**Problem statement:**
Leaving the pictures aside, transcribe every line below exactly.

**Provided data:**
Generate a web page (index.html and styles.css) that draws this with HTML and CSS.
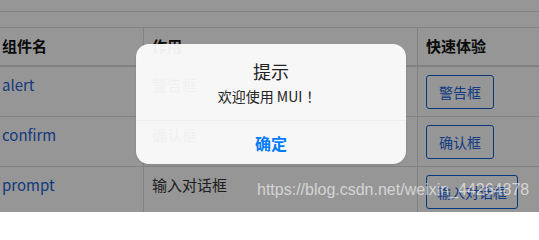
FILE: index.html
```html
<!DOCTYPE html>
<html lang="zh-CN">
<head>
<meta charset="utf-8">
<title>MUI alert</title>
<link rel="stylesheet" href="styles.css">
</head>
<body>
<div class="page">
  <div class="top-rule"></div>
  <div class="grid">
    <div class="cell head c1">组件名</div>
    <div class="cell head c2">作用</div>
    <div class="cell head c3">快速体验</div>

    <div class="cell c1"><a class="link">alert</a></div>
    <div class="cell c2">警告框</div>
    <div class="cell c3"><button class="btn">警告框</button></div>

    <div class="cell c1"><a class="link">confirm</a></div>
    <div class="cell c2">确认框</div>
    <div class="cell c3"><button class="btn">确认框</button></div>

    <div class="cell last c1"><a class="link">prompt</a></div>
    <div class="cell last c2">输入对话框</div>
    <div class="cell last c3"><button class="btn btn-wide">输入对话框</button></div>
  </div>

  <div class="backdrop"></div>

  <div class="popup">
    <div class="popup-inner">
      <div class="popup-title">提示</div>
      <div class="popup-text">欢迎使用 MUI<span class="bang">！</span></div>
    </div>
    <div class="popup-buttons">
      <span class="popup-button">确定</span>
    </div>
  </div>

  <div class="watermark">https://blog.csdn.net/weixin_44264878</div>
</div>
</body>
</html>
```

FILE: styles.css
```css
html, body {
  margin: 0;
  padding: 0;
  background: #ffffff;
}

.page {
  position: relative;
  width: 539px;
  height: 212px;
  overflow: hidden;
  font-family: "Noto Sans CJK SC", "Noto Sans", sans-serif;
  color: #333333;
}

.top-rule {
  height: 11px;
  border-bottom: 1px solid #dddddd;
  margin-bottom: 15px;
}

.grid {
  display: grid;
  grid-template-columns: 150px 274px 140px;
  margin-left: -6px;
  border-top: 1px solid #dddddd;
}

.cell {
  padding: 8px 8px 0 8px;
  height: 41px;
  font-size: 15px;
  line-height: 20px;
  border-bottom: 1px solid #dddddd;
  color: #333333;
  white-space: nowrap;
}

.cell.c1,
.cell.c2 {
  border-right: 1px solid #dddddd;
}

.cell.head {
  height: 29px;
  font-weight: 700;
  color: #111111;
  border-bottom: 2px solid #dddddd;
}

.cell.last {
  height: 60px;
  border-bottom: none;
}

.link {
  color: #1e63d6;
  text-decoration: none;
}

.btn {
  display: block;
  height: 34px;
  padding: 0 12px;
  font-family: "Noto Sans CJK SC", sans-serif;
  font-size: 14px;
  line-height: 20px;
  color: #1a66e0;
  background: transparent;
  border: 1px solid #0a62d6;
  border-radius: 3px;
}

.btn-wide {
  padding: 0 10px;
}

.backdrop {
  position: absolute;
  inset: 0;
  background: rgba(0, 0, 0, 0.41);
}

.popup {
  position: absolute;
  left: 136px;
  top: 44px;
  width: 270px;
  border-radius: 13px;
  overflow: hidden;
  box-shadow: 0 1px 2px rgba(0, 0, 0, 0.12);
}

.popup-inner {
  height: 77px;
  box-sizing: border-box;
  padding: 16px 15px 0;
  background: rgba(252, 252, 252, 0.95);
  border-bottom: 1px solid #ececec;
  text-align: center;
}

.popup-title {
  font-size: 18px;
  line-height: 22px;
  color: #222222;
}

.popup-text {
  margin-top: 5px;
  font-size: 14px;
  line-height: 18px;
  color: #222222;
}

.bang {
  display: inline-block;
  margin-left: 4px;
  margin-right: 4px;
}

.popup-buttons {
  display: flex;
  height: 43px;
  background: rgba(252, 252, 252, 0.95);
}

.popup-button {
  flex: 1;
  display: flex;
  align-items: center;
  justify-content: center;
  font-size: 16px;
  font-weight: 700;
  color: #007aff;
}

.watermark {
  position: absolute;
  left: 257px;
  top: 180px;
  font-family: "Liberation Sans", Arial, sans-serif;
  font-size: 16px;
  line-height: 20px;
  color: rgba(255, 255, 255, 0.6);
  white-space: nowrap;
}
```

**Answer:**
Generate a web page (index.html and styles.css) that draws this with HTML and CSS.
FILE: index.html
```html
<!DOCTYPE html>
<html lang="zh-CN">
<head>
<meta charset="utf-8">
<title>MUI alert</title>
<link rel="stylesheet" href="styles.css">
</head>
<body>
<div class="page">
  <div class="top-rule"></div>
  <div class="grid">
    <div class="cell head c1">组件名</div>
    <div class="cell head c2">作用</div>
    <div class="cell head c3">快速体验</div>

    <div class="cell c1"><a class="link">alert</a></div>
    <div class="cell c2">警告框</div>
    <div class="cell c3"><button class="btn">警告框</button></div>

    <div class="cell c1"><a class="link">confirm</a></div>
    <div class="cell c2">确认框</div>
    <div class="cell c3"><button class="btn">确认框</button></div>

    <div class="cell last c1"><a class="link">prompt</a></div>
    <div class="cell last c2">输入对话框</div>
    <div class="cell last c3"><button class="btn btn-wide">输入对话框</button></div>
  </div>

  <div class="backdrop"></div>

  <div class="popup">
    <div class="popup-inner">
      <div class="popup-title">提示</div>
      <div class="popup-text">欢迎使用 MUI<span class="bang">！</span></div>
    </div>
    <div class="popup-buttons">
      <span class="popup-button">确定</span>
    </div>
  </div>

  <div class="watermark">https://blog.csdn.net/weixin_44264878</div>
</div>
</body>
</html>
```

FILE: styles.css
```css
html, body {
  margin: 0;
  padding: 0;
  background: #ffffff;
}

.page {
  position: relative;
  width: 539px;
  height: 212px;
  overflow: hidden;
  font-family: "Noto Sans CJK SC", "Noto Sans", sans-serif;
  color: #333333;
}

.top-rule {
  height: 11px;
  border-bottom: 1px solid #dddddd;
  margin-bottom: 15px;
}

.grid {
  display: grid;
  grid-template-columns: 150px 274px 140px;
  margin-left: -6px;
  border-top: 1px solid #dddddd;
}

.cell {
  padding: 8px 8px 0 8px;
  height: 41px;
  font-size: 15px;
  line-height: 20px;
  border-bottom: 1px solid #dddddd;
  color: #333333;
  white-space: nowrap;
}

.cell.c1,
.cell.c2 {
  border-right: 1px solid #dddddd;
}

.cell.head {
  height: 29px;
  font-weight: 700;
  color: #111111;
  border-bottom: 2px solid #dddddd;
}

.cell.last {
  height: 60px;
  border-bottom: none;
}

.link {
  color: #1e63d6;
  text-decoration: none;
}

.btn {
  display: block;
  height: 34px;
  padding: 0 12px;
  font-family: "Noto Sans CJK SC", sans-serif;
  font-size: 14px;
  line-height: 20px;
  color: #1a66e0;
  background: transparent;
  border: 1px solid #0a62d6;
  border-radius: 3px;
}

.btn-wide {
  padding: 0 10px;
}

.backdrop {
  position: absolute;
  inset: 0;
  background: rgba(0, 0, 0, 0.41);
}

.popup {
  position: absolute;
  left: 136px;
  top: 44px;
  width: 270px;
  border-radius: 13px;
  overflow: hidden;
  box-shadow: 0 1px 2px rgba(0, 0, 0, 0.12);
}

.popup-inner {
  height: 77px;
  box-sizing: border-box;
  padding: 16px 15px 0;
  background: rgba(252, 252, 252, 0.95);
  border-bottom: 1px solid #ececec;
  text-align: center;
}

.popup-title {
  font-size: 18px;
  line-height: 22px;
  color: #222222;
}

.popup-text {
  margin-top: 5px;
  font-size: 14px;
  line-height: 18px;
  color: #222222;
}

.bang {
  display: inline-block;
  margin-left: 4px;
  margin-right: 4px;
}

.popup-buttons {
  display: flex;
  height: 43px;
  background: rgba(252, 252, 252, 0.95);
}

.popup-button {
  flex: 1;
  display: flex;
  align-items: center;
  justify-content: center;
  font-size: 16px;
  font-weight: 700;
  color: #007aff;
}

.watermark {
  position: absolute;
  left: 257px;
  top: 180px;
  font-family: "Liberation Sans", Arial, sans-serif;
  font-size: 16px;
  line-height: 20px;
  color: rgba(255, 255, 255, 0.6);
  white-space: nowrap;
}
```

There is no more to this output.